1st Edition

Establishment Eschatology in England’s Reformation Evidence from the Doctrinally-Binding Formularies of Faith, 1534–1571

By Tim Patrick Copyright 2023

    Exploring what the early English Protestants came to believe about the afterlife, and how they arrived at their positions, this much-needed book fills a gap in the scholarly literature. In surveying the authorised doctrinal works of the English church through the Reformation period, the progress of eschatological thinking is traced from the earliest days of change to the solidification of the formularies which remain binding across the worldwide Anglican Church today.

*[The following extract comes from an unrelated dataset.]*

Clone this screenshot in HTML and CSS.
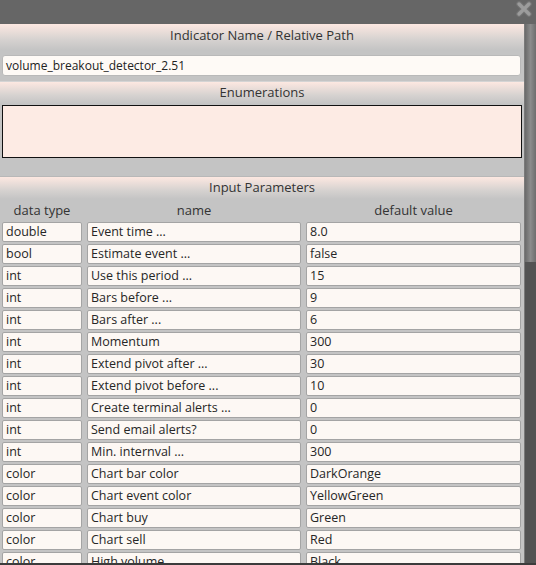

    Fresh observations are made on some well-known texts such as the Books of Common Prayer, Articles of Religion and official Tudor homilies, and these are complemented by commentary on surprisingly understudied documents of the period including primers, catechisms, and the paratexts of the early printed English Bibles. The result is a fascinating study of the English reformers’ navigation past both Roman Catholic and radical anabaptist beliefs, and it shows that their arrival at a relatively barren destination was due in part to a complete switch in theological priorities and in part to a fear of the implications of formally adopting some of the highly contested views.

    Establishment Eschatology will prove to be an important resource for students and scholars of England’s early modern religious and cultural history.

    Introduction 1. Doctrine for the Divines under Henry VIII and Edward VI: Articles of Religion 2. Protestantism for the People under Henry VIII and Edward VI: Bibles, Paraphrases, Homilies, Bidding Orders, Lectionaries, and the Books of Common Prayer 3. Private Protestantism under Henry VIII and Edward VI: Catechisms and Primers 4. Doctrine for the Divines under Elizabeth I: Articles of Religion, with a note on the Act of Supremacy, the Injunctions, and the Canons 5. Protestantism for the People under Elizabeth I: Bishops’ Bible, Homilies, Book of Common Prayer, and Acts and Monuments 6. Private Protestantism under Elizabeth I: Catechisms and Primers. Conclusions

    Biography

    Rev Dr Tim Patrick is Principal of Bible College SA, an affiliated college of the Australian College of Theology, where he teaches systematic theology, evangelism, and English Reformation history. Among his several published works is Anglican Foundations (2018). Tim is married to Catriona and they have three children.

    Much scholarly research in English Reformation doctrine has focused on the changing nature of justification and the eucharistic presence in the Henrician, Edwardian and Elizabethan Formularies. Tim Patrick’s Establishment Eschatology is to be commended for expanding both the doctrinal context and the formularies which establish it. First, Patrick argues that Bibles, catechisms and primers are equally important sources for official Church of England doctrine alongside the Prayer Books, Homilies and Articles of Religion. Then, by examining them for their approach to eschatology, he links the English Reformers’ crucicentric soteriology, with its concomitant de-emphasis of a transformative resurrection, not only to the formularies’ rejection of Purgatory, Indulgences, the Apocrypha and Invocation of Saints but also to their insistence on a spiritual eucharistic presence. Indeed, because salvation depended exclusively on solifidanism, Patrick argues that the English Reformers came to demote as adiaphora any Protestant alternatives to the pre-Reformation or Radical Reformation descriptions of the afterlife which they had rejected. Those looking for a fresh perspective on the doctrinal debates of the Reformation in England will be rewarded by reading Establishment Eschatology.

    Dr Ashley Null, Researcher of the private theological notebooks of Thomas Cranmer, Humboldt University of Berlin, and Visiting Fellow, Faculty of Divinity, The University of Cambridge, UK.

    Students and scholars alike are indebted to Dr Patrick, who has trawled the official statements of the Church of England during the Reformation to discover what they say about eschatology, a fascinating but all too often neglected subject. In the process he has enriched our knowledge of the English Reformation by opening our eyes to an aspect of Protestant teaching that is as relevant now as it was when it was first put forward.

    Dr Gerald L. Bray, Research Professor of Divinity, Beeson Divinity School, Samford University, Birmingham AL.

    Over six substantive chapters, Tim Patrick explores the eschatological understanding of the magisterial English reformers as articulated between 1536-1571. He also closely examines the eschatological doctrine found in the Anglican formularies and other important documents of the times. Patrick displays great erudition, insight and judicious judgments in this very valuable contribution to historical theology.

    Dr Graham A. Cole, Emeritus Dean and Professor Emeritus of Biblical and Systematic Theology, Trinity Evangelical Divinity School, Chicago IL.